**Written request:** Only the lines from the start of the data through the line with "høyttalere', type: 'Innebygd'" belong in the copy. Restate them word for word, minus the pictures.

Source records
↓↓↓

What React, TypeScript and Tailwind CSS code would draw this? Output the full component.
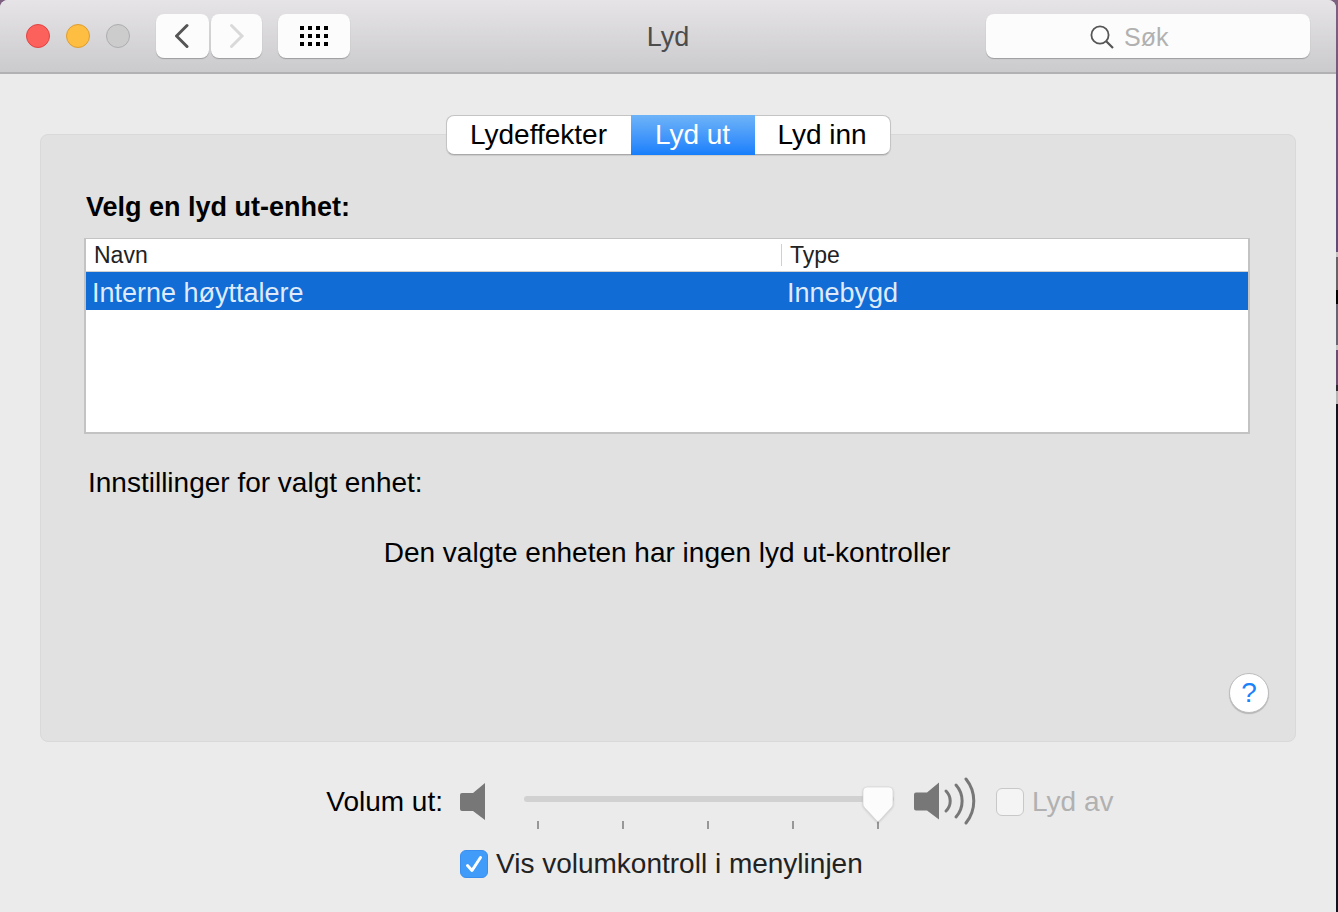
import { useState, type ReactNode } from 'react'
import clsx from 'clsx'

const TABS = ['Lydeffekter', 'Lyd ut', 'Lyd inn']
const TAB_WIDTHS = ['w-[184px]', 'w-[124px]', 'w-[135px]']
const DEVICES = [{ name: 'Interne høyttalere', type: 'Innebygd' }]

interface ToolButtonProps {
  label: string
  className: string
  disabled?: boolean
  children: ReactNode
}

function ToolButton({ label, className, disabled, children }: ToolButtonProps) {
  return (
    <button
      aria-label={label}
      disabled={disabled}
      className={clsx(
        'h-11 flex items-center justify-center rounded-lg bg-[#fcfcfc] shadow-[0_1px_1px_rgba(0,0,0,0.25)]',
        className
      )}
    >
      {children}
    </button>
  )
}

function Header() {
  return (
    <header className="h-[74px] grid grid-cols-[1fr_auto_1fr] items-center px-[26px] pb-px bg-linear-to-b from-[#e6e4e7] to-[#cbcacc] border-b-2 border-[#b1b0b2] rounded-t-lg">
      <div className="flex items-center">
        <div className="flex gap-4 mr-[26px]">
          <button aria-label="Lukk" className="size-6 rounded-full bg-[#fc615c] border border-[#e04443]" />
          <button aria-label="Minimer" className="size-6 rounded-full bg-[#fdbe41] border border-[#dd9d33]" />
          <button aria-label="Zoom" disabled className="size-6 rounded-full bg-[#cdcccd] border border-[#adacae]" />
        </div>
        <ToolButton label="Tilbake" className="w-[53px] mr-0.5">
          <svg width="16" height="26" viewBox="0 0 16 26" fill="none" stroke="#555" strokeWidth="3" strokeLinecap="round">
            <path d="M12 2.5 L1.5 13 L12 23.5" />
          </svg>
        </ToolButton>
        <ToolButton label="Frem" className="w-[51px] mr-4" disabled>
          <svg width="16" height="26" viewBox="0 0 16 26" fill="none" stroke="#d9d9d9" strokeWidth="3" strokeLinecap="round">
            <path d="M2.5 2.5 L13 13 L2.5 23.5" />
          </svg>
        </ToolButton>
        <ToolButton label="Vis alle" className="w-[72px]">
          <svg width="28" height="20" viewBox="0 0 28 20" fill="#000">
            {[0, 8, 16].map((y) =>
              [0, 8, 16, 24].map((x) => <rect key={`${x}-${y}`} x={x} y={y} width="4" height="4" />)
            )}
          </svg>
        </ToolButton>
      </div>
      <h1 className="pt-0.5 text-[27px] leading-8 text-[#4c4c4c]">Lyd</h1>
      <label className="w-[324px] h-11 pl-[104px] flex items-center gap-2.5 justify-self-end rounded-lg bg-[#fcfcfc] shadow-[0_1px_1px_rgba(0,0,0,0.25)]">
        <svg width="24" height="24" viewBox="0 0 24 24" fill="none" stroke="#555" strokeWidth="1.8" className="shrink-0 mt-0.5">
          <circle cx="10" cy="10" r="8.6" />
          <path d="M16.2 16.2 L23 23" strokeWidth="2.2" />
        </svg>
        <input
          type="text"
          aria-label="Søk"
          placeholder="Søk"
          className="min-w-0 flex-1 pt-0.5 text-[25px] leading-8 outline-none placeholder:text-[#b1b1b1]"
        />
      </label>
    </header>
  )
}

function DeviceTable() {
  return (
    <div className="h-[196px] bg-white border-2 border-t border-[#c3c3c3]">
      <table className="w-full table-fixed border-separate border-spacing-0 text-left">
        <thead>
          <tr className="h-[33px] text-[23px] leading-6 text-[#222]">
            <th className="w-[695px] p-0 pl-2 font-normal border-b border-[#d0d0d0]">Navn</th>
            <th className="p-0 font-normal border-b border-[#d0d0d0]">
              <div className="h-[22px] flex items-center pl-2 border-l border-[#d0d0d0]">Type</div>
            </th>
          </tr>
        </thead>
        <tbody>
          {DEVICES.map((device) => (
            <tr key={device.name} className="h-[38px] bg-[#116cd6] text-[27px] leading-8 text-[#dfeafa]">
              <td className="p-0 pl-1.5 pt-1">{device.name}</td>
              <td className="p-0 pl-1.5 pt-1">{device.type}</td>
            </tr>
          ))}
        </tbody>
      </table>
    </div>
  )
}

function VolumeSlider() {
  const [volume, setVolume] = useState(100)

  return (
    <div className="relative w-[370px] h-[48px] pt-[19px]">
      <div className="h-1.5 rounded-full bg-[#d1d1d1]" />
      <div className="flex justify-between mt-[19px] pl-[13px] pr-[15px]">
        {[0, 1, 2, 3, 4].map((tick) => (
          <span key={tick} className="w-0.5 h-2 bg-[#979797]" />
        ))}
      </div>
      <svg
        width="32"
        height="38"
        viewBox="0 0 32 38"
        className="absolute top-[9px] drop-shadow-[0_1px_1px_rgba(0,0,0,0.15)]"
        style={{ left: `calc((100% - 32px) * ${volume / 100})` }}
      >
        <path
          d="M5 1 H27 Q31 1 31 5 V18 Q31 20 29.5 21.5 L17 35 Q16 36 15 35 L2.5 21.5 Q1 20 1 18 V5 Q1 1 5 1 Z"
          fill="#fcfcfc"
          stroke="#d2d2d2"
          strokeWidth="0.7"
        />
      </svg>
      <input
        id="volume"
        type="range"
        min={0}
        max={100}
        value={volume}
        onChange={(e) => setVolume(Number(e.target.value))}
        className="absolute inset-0 w-full h-full opacity-0"
      />
    </div>
  )
}

// sliver of the desktop behind the window
function DesktopEdge() {
  return (
    <div className="w-0.5 flex flex-col bg-[#10131c]">
      <div className="h-[252px] bg-linear-to-b from-[#7d5f80] to-[#5f4a78]" />
      <div className="h-[5px] bg-[#c4c4c4]" />
      <div className="h-[33px] bg-[#6a6168]" />
      <div className="h-3.5 bg-black" />
      <div className="h-[41px] bg-[#666473]" />
      <div className="h-[5px] bg-[#c4c4c4]" />
      <div className="h-[35px] bg-[#6a4c70]" />
      <div className="h-1.5 bg-[#2c2830]" />
      <div className="h-[13px] bg-[#b4b4b4]" />
    </div>
  )
}

const SPEAKER = 'M2 10 H13 L25 0 V37 L13 28 H2 Q0 28 0 26 V12 Q0 10 2 10 Z'

export default function App() {
  const [tab, setTab] = useState('Lyd ut')
  const [showInMenu, setShowInMenu] = useState(true)

  return (
    <div className="min-h-screen flex bg-[#7d5f80] font-['Liberation_Sans',Arial,sans-serif] text-black">
      <div className="flex-1 min-w-0 bg-[#ebebeb] rounded-t-lg">
        <Header />
        <main className="pt-[41px]">
          <div role="tablist" className="relative z-10 w-fit mx-auto -mb-[21px] flex rounded-lg bg-white border border-[#c4c4c4] border-b-[#a9a9a9] shadow-[0_1px_1px_rgba(0,0,0,0.1)]">
            {TABS.map((name, i) => (
              <button
                key={name}
                role="tab"
                aria-selected={tab === name}
                onClick={() => setTab(name)}
                className={clsx(
                  'h-10 -my-px text-[28px] leading-10',
                  TAB_WIDTHS[i],
                  tab === name && 'bg-linear-to-b from-[#6db3f8] to-[#157efb] text-white'
                )}
              >
                {name}
              </button>
            ))}
          </div>

          <section className="mx-10 h-[608px] pl-[43px] pr-[45px] pt-14 pb-7 flex flex-col bg-[#e1e1e1] border border-[#d9d9d9] rounded-lg">
            <h2 className="pl-0.5 mb-[15px] text-[27px] leading-8 font-bold">Velg en lyd ut-enhet:</h2>
            <DeviceTable />
            <p className="pl-1 mt-[33px] text-[28px] leading-8">Innstillinger for valgt enhet:</p>
            <p className="mt-[38px] text-center text-[28px] leading-8">Den valgte enheten har ingen lyd ut-kontroller</p>
            <button
              aria-label="Hjelp"
              className="mt-auto self-end -mr-[19px] size-10 rounded-full bg-white border border-[#bdbdbd] text-[28px] leading-9 text-[#1a82fb] shadow-[0_1px_1px_rgba(0,0,0,0.2)]"
            >
              ?
            </button>
          </section>

          <div className="mt-[35px] grid grid-cols-[443px_1fr] gap-x-[17px] items-center text-[28px] leading-8">
            <label htmlFor="volume" className="pt-0.5 text-right">Volum ut:</label>
            <div className="flex items-center">
              <svg width="25" height="37" viewBox="0 0 25 37" fill="#777" className="mr-[39px]">
                <path d={SPEAKER} />
              </svg>
              <VolumeSlider />
              <svg width="63" height="48" viewBox="0 0 63 48" className="ml-5 mr-[19px]">
                <path d={SPEAKER} transform="translate(0 5.5)" fill="#777" />
                <g fill="none" stroke="#777" strokeWidth="3" strokeLinecap="round">
                  <path d="M32 14 A14 14 0 0 1 32 34" />
                  <path d="M42 8 A24 24 0 0 1 42 40" />
                  <path d="M52 2 A35 35 0 0 1 52 46" />
                </g>
              </svg>
              <label className="pt-0.5 flex items-center gap-2 text-[#b1b1b1]">
                <input
                  type="checkbox"
                  disabled
                  className="appearance-none size-7 rounded-md bg-[#f4f4f4] border border-[#c8c8c8]"
                />
                Lyd av
              </label>
            </div>
            <label className="col-start-2 w-fit mt-[23px] flex items-center gap-2 text-[#222]">
              <span className="relative size-7">
                <input
                  type="checkbox"
                  checked={showInMenu}
                  onChange={(e) => setShowInMenu(e.target.checked)}
                  className="block appearance-none size-7 rounded-md bg-[#f4f4f4] border border-[#c8c8c8] checked:bg-[#419bf9] checked:border-[#3a8fee]"
                />
                {showInMenu && (
                  <svg viewBox="0 0 28 28" fill="none" stroke="#fff" strokeWidth="3" strokeLinecap="round" strokeLinejoin="round" className="absolute inset-0 pointer-events-none">
                    <path d="M7.5 15.5 L12 20.5 L20.5 7.5" />
                  </svg>
                )}
              </span>
              Vis volumkontroll i menylinjen
            </label>
          </div>
        </main>
      </div>
      <DesktopEdge />
    </div>
  )
}
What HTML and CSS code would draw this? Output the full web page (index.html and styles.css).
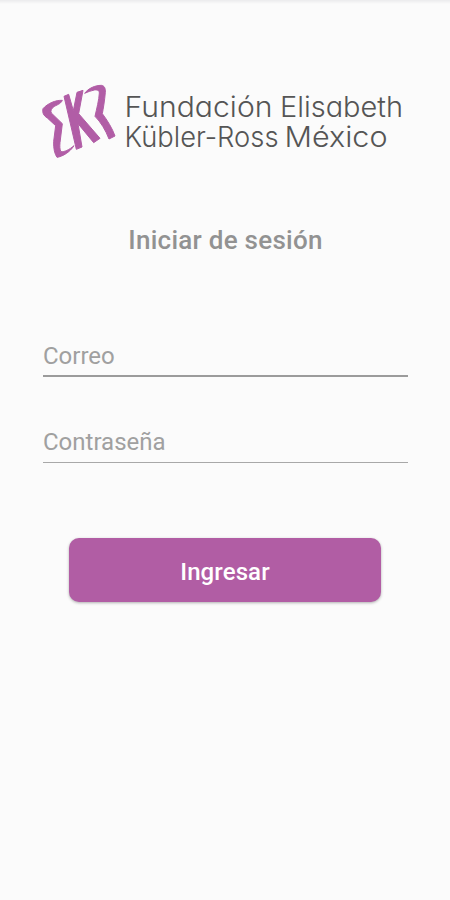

↑↑↑

**Result:**
What React, TypeScript and Tailwind CSS code would draw this? Output the full component.
import { useState, type ReactNode } from 'react'
import clsx from 'clsx'

const TABS = ['Lydeffekter', 'Lyd ut', 'Lyd inn']
const TAB_WIDTHS = ['w-[184px]', 'w-[124px]', 'w-[135px]']
const DEVICES = [{ name: 'Interne høyttalere', type: 'Innebygd' }]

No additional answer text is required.